В чем сходство? Вот я прочел последнюю статью Игоря Шайтанова в «Вопросах литературы»[1], в самом начале которой он говорит, что новый поэтический век наконец начался. Думаю, не так, и ситуация отчасти похожа на то, что происходило в начале XX века. Он ведь также начался не совсем по календарю: если отсчитывать от «старших» символистов, то еще в 1890-е, а если от футуристов и акмеистов, оказавших наибольшее воздействие на всю последующую поэзию, то в 1910-х. Нынешний этап русской поэзии, я об этом еще скажу, тоже начался в 90-е, только ХХ века, и у меня есть ощущение, что вместе с ним этот век пока еще в поэзии длится, а чего-то специфически нового для XXI в ней пока не появилось. И в подтверждение приведу как раз высказывание Шайтанова в той же статье, с которым я солидаризуюсь: о том, что он не знает поэтических имен моложе пятидесяти лет. Только уточню, снизив возрастную планку: я-то знаю и, условно говоря, сорокалетних, и чуть моложе. Но вот имен до тридцати и впрямь не знаю. То есть реальных новых поэтических величин — речь, разумеется, не о каких-то сверхъестественных талантах, которые непременно войдут в пантеон русской поэзии, но о стихотворцах, вносящих в нее действительно новую и неустранимую краску, ну, как, например, покойный Борис Рыжий, которого я вовсе не склонен преувеличивать, — за весь этот период после 2000-го не объявилось. То есть все действительно так или иначе присутствующие сейчас в поэзии авторы — от Чухонцева до Амелина, от Гандлевского до Тонконогова — сформировались еще в XX веке.

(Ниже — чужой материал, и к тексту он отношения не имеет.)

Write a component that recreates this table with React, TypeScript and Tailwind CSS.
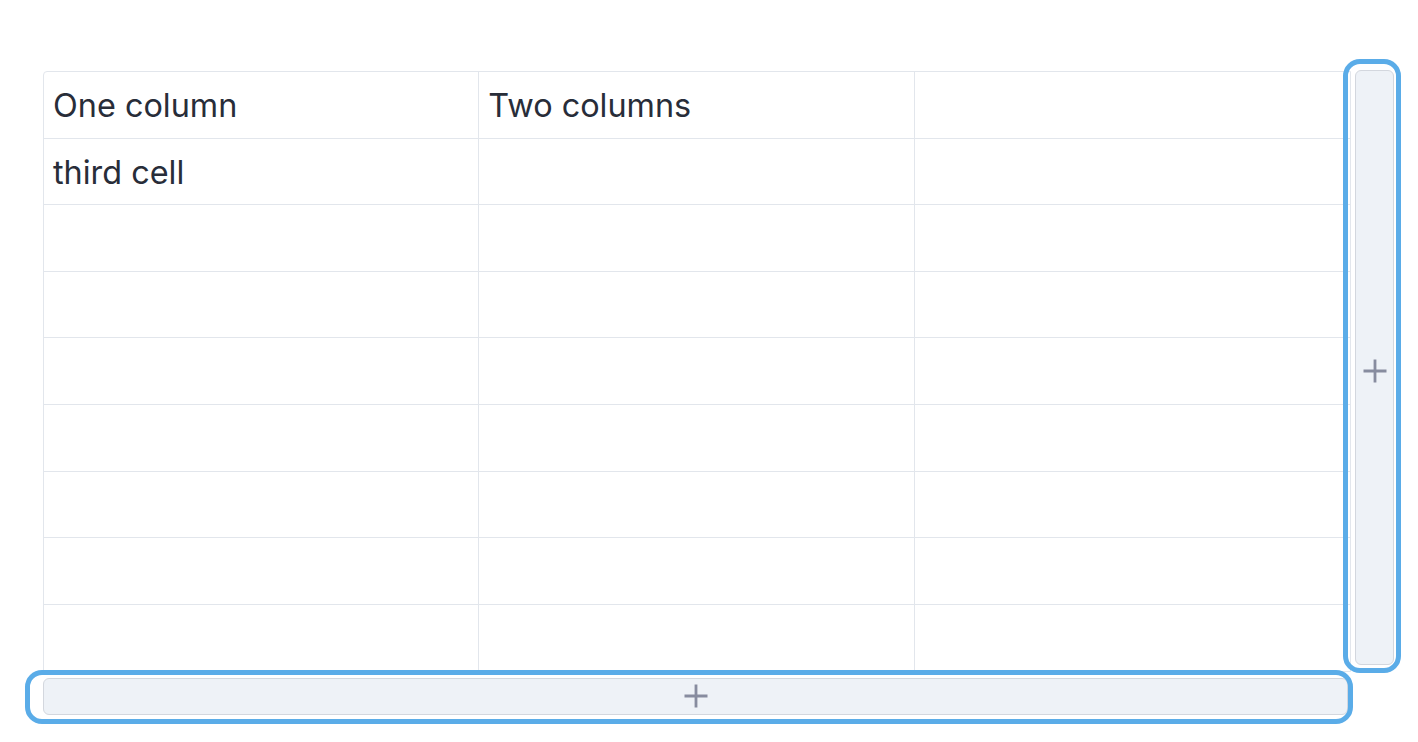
import React from 'react';
import clsx from 'clsx';

const ROWS = 9;
const COLS = 3;

const cellText: Record<string, string> = {
    '0-0': 'One column',
    '0-1': 'Two columns',
    '1-0': 'third cell',
};

const PlusIcon = () => (
    <svg width="24" height="24" viewBox="0 0 24 24" fill="none" stroke="#878c9f" strokeWidth="2.8">
        <path d="M12 0.5v23M0.5 12h23" />
    </svg>
);

const App = () => {
    return (
        <div className="h-[742px] w-[1418px] bg-white pl-[43px] pt-[71px] font-['Inter','Liberation_Sans',sans-serif] text-[#282d39]">
            <div className="flex items-start gap-[4px]">
                {/* table */}
                <div className="grid w-[1308px] grid-cols-3 rounded-tl-[4px] border border-[#e2e6ec]">
                    {Array.from({ length: ROWS }).map((_, r) =>
                        Array.from({ length: COLS }).map((_, c) => (
                            <div
                                key={`${r}-${c}`}
                                className={clsx(
                                    'flex h-[66.6px] items-center px-[9px] pt-[3px] text-[32.4px] leading-none',
                                    c < COLS - 1 && 'border-r border-[#e2e6ec]',
                                    r < ROWS - 1 && 'border-b border-[#e2e6ec]'
                                )}
                            >
                                {cellText[`${r}-${c}`]}
                            </div>
                        ))
                    )}
                </div>

                {/* add column */}
                <div className="relative -mt-[1px] h-[595px] w-[39px]">
                    <div className="pointer-events-none absolute -bottom-[8px] -left-[12px] -right-[7px] -top-[11px] rounded-[17px] border-[5px] border-[#5aace8]" />
                    <button className="flex h-full w-full items-center justify-center rounded-[6px] border border-[#d3d7de] bg-[#eef2f7] pt-[6px]">
                        <PlusIcon />
                    </button>
                </div>
            </div>

            {/* add row */}
            <div className="relative mt-[6px] h-[37px] w-[1305px]">
                <div className="pointer-events-none absolute -bottom-[9px] -left-[18px] -right-[5px] -top-[8px] rounded-[17px] border-[5px] border-[#5aace8]" />
                <button className="flex h-full w-full items-center justify-center rounded-[6px] border border-[#d3d7de] bg-[#eef2f7] pb-[1px]">
                    <PlusIcon />
                </button>
            </div>
        </div>
    );
};

export default App;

О какой же «смене столетий» можно говорить? Да я и вообще думаю, что такое деление «по векам» уж очень искусственно. Я уже сказал, что на рубеже XIX и XX веков в искусстве сменился не век, а целая эпоха, и ждать таких же глобальных сломов при каждой цифре с двумя нулями на конце по меньшей мере опрометчиво. Мне кажется, реальнее мерить этапы развития отрезками поменьше и привязанными не к годам и датам, а к событиям и ситуации в жизни искусства. Нынешний период в нашей поэзии, мне думается, начался в 90-е, когда — по причинам не литературного, а социокультурного характера — слились три искусственно разделенные до того ее ветви: та, что вопреки цензурным препонам все же существовала в рамках официозной советской, та, что не печаталась и бытовала в андеграунде, и та, которая существовала за рубежом. Они чудесным образом дополнили и восполнили друг друга, создав совершенно новую атмосферу, в которой и сами расцвели, и дали возможность сформироваться тому самому новому поколению «сорокалетних-тридцатилетних». Этап этот, по моим ощущениям, продолжается — вот и ответ на ваш второй вопрос.

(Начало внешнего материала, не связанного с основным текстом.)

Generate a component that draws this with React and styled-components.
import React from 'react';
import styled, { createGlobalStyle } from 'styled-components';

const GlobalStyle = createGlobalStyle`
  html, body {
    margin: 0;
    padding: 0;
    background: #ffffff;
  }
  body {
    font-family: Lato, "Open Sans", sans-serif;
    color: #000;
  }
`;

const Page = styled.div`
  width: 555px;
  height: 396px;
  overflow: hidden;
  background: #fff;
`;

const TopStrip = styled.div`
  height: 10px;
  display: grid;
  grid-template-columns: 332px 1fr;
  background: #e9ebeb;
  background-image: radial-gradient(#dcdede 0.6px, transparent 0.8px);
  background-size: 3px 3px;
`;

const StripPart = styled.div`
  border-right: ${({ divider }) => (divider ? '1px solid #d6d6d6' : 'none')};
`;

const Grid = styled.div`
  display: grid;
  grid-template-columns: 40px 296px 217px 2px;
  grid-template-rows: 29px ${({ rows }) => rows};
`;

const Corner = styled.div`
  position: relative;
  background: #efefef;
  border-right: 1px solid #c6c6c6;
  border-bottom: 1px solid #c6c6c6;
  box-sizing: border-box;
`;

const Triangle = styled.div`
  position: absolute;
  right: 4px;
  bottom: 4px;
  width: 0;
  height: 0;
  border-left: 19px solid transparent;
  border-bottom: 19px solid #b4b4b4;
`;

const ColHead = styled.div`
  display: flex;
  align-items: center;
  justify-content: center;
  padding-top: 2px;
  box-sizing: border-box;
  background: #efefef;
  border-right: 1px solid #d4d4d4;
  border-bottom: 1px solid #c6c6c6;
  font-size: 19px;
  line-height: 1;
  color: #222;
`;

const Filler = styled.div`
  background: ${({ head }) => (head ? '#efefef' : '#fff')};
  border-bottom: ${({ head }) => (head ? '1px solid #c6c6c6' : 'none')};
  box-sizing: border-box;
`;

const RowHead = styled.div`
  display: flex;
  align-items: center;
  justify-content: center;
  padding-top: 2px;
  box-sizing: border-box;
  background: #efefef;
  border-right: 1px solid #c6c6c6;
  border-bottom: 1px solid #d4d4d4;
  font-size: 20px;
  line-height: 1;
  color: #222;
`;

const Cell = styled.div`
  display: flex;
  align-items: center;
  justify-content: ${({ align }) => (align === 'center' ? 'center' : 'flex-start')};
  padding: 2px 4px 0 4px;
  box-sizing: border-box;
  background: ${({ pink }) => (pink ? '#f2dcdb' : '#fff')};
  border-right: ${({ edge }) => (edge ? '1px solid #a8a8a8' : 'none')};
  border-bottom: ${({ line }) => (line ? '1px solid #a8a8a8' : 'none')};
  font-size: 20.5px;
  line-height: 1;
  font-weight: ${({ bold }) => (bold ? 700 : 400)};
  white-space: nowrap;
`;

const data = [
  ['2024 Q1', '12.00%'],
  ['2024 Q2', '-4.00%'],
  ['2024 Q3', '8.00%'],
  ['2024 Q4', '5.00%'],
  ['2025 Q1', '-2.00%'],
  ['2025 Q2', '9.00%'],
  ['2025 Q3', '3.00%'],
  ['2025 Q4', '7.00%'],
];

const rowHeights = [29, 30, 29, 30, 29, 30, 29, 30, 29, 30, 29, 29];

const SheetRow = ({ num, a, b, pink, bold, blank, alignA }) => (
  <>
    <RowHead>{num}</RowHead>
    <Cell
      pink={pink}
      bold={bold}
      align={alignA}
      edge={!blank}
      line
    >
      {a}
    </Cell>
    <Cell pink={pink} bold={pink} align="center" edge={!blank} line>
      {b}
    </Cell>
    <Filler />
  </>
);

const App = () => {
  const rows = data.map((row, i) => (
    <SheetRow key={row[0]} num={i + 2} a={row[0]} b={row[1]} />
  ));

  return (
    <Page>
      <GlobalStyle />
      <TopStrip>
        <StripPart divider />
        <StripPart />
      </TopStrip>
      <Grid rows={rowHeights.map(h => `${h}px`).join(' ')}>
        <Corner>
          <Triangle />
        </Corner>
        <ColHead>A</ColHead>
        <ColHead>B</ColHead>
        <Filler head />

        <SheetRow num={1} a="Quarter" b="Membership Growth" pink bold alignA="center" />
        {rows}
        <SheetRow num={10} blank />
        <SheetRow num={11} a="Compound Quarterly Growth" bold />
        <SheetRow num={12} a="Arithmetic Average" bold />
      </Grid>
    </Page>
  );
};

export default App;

Только не надо думать, что продолжение некоего этапа означает остановку движения: открылся новый путь, он еще не пройден, но движение налицо. В поэзии это означает, прежде всего, появление новых стихов и книг — разумеется, ярких стихов и существенных книг. Меняется и сама поэтика в целом — возможно, мы еще поговорим об этом дальше. Причем в новом ракурсе предстают даже самые старшие по возрасту и, казалось бы, устоявшиеся в творческой манере поэты.

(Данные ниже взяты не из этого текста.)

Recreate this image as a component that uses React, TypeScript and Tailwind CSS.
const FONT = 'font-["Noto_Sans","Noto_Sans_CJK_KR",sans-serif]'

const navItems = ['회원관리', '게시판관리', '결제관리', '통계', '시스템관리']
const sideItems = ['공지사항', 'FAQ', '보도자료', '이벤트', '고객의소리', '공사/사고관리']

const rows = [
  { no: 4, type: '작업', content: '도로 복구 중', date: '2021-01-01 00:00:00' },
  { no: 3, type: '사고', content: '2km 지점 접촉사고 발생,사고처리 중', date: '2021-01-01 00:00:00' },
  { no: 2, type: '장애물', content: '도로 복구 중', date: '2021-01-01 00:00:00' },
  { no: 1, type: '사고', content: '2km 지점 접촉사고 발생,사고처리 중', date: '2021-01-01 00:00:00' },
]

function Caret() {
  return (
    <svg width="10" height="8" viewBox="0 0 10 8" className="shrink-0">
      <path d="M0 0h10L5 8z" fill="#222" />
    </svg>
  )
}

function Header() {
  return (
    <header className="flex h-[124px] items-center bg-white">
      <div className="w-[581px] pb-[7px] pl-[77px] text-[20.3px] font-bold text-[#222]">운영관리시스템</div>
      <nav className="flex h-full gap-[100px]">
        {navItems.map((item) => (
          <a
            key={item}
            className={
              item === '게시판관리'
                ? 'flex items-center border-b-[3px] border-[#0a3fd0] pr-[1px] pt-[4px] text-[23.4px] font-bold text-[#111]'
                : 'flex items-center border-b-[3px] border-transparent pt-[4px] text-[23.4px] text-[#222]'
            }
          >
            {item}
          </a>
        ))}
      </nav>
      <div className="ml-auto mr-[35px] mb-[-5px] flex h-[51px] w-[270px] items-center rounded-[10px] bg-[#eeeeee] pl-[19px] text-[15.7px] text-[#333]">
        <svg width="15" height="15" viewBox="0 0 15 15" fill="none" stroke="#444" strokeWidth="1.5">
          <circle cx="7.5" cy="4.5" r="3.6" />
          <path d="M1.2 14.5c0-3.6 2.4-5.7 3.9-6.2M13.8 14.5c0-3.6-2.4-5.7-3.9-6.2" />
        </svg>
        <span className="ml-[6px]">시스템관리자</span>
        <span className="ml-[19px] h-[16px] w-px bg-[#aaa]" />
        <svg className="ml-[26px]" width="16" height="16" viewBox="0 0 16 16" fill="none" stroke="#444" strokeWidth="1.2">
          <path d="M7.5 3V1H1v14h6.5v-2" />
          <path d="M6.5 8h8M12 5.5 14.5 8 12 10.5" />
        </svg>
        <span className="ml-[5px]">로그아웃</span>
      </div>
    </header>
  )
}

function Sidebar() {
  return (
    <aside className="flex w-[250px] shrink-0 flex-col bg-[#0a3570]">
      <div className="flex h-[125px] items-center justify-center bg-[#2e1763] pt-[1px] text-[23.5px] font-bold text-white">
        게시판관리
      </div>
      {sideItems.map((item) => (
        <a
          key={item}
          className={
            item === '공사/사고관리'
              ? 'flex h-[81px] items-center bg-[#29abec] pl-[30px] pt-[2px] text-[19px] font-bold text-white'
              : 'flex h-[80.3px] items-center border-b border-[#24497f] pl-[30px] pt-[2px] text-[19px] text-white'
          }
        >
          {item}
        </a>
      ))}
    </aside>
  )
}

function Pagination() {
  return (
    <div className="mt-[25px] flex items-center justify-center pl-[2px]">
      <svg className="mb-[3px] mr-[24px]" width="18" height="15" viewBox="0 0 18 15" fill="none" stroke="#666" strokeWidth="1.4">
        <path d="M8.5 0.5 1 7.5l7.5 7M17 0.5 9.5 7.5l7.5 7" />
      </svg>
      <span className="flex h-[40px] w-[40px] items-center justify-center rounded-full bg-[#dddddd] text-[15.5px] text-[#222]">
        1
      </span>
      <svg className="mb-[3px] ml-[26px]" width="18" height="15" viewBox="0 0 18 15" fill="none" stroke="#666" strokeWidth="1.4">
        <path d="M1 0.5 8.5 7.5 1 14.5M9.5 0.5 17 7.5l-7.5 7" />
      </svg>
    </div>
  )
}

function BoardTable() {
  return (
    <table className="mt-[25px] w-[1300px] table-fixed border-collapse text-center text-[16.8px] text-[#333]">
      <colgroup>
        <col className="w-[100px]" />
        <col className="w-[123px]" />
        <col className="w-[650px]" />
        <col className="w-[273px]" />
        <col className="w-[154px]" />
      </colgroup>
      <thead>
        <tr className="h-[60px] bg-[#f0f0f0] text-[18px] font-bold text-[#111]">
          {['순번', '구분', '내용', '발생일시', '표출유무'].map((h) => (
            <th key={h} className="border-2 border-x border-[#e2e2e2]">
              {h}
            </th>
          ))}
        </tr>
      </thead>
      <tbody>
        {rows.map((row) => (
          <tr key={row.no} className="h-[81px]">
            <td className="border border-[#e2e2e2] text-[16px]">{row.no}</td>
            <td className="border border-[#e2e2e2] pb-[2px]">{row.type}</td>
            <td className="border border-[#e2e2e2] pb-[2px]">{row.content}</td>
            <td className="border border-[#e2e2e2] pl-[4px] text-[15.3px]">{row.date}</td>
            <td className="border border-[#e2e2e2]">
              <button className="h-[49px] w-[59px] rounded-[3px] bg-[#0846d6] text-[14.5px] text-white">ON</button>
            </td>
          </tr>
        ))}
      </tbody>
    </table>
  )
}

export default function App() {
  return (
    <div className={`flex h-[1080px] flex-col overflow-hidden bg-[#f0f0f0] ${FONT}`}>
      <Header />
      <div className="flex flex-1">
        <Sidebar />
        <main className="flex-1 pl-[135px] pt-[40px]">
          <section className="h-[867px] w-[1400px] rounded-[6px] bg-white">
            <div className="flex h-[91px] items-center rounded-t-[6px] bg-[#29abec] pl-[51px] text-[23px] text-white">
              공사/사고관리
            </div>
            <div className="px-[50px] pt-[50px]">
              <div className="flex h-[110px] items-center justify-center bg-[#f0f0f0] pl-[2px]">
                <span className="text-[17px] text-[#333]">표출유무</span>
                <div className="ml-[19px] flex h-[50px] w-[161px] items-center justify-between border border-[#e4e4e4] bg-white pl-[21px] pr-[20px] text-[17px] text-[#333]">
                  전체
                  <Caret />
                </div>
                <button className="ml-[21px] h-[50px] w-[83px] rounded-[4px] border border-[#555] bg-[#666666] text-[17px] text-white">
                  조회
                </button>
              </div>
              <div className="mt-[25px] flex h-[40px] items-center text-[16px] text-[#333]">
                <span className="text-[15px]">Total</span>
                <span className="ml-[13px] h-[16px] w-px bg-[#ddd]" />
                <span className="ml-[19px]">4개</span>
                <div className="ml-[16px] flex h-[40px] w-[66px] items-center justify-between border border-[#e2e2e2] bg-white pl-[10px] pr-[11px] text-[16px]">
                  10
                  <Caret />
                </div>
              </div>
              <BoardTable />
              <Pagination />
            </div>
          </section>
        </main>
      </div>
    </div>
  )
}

Тут не могу не зацепиться за удивившую меня своим появлением в том же самом номере «Вопросов литературы» статью с довольно косноязычным названием «Рассеивание волшебства», посвященную сегодняшнему творчеству Кушнера; по сути это такая расширенная рецензия на его последнюю книгу «Мелом и углём». Статья довольно сумбурная и не слишком доказательная. Чтоб не быть голословным, придется и открыть журнал, и достать книжку с полки… Начав с дежурных восторгов по поводу «прежнего» Кушнера, ближе к концу автор признает, что «в целом поэтические достоинства сборника «Мелом и углём» непросто оспорить» и что и в этой книге «поэзия Александра Кушнера остается в итоге сама собой, наиболее концептуальных своих качеств <...> не утрачивая», — то есть вопрос, имеем ли мы дело с «рассеиванием» волшебства или не рассеиванием, остается открытым. Собственно «критическая» часть, ради которой все и писалось, сосредоточилась в середине текста. И сводится, если не считать ссылок на других критиков кушнеровской поэзии, к снабженному оговоркой на «субъективное ощущение» признанию, что, мол, при чтении этой книги «не можешь отделаться от мысли, что утрачивается необходимый катарсис, оригинальная хлесткость лирического высказывания» и что кушнеровская «интонация начинает «провисать»». Конкретных претензий, если обобщить, я насчитал всего три, и они подкреплены выхваченными из книжки цитатами. Ну а я выхвачу другие.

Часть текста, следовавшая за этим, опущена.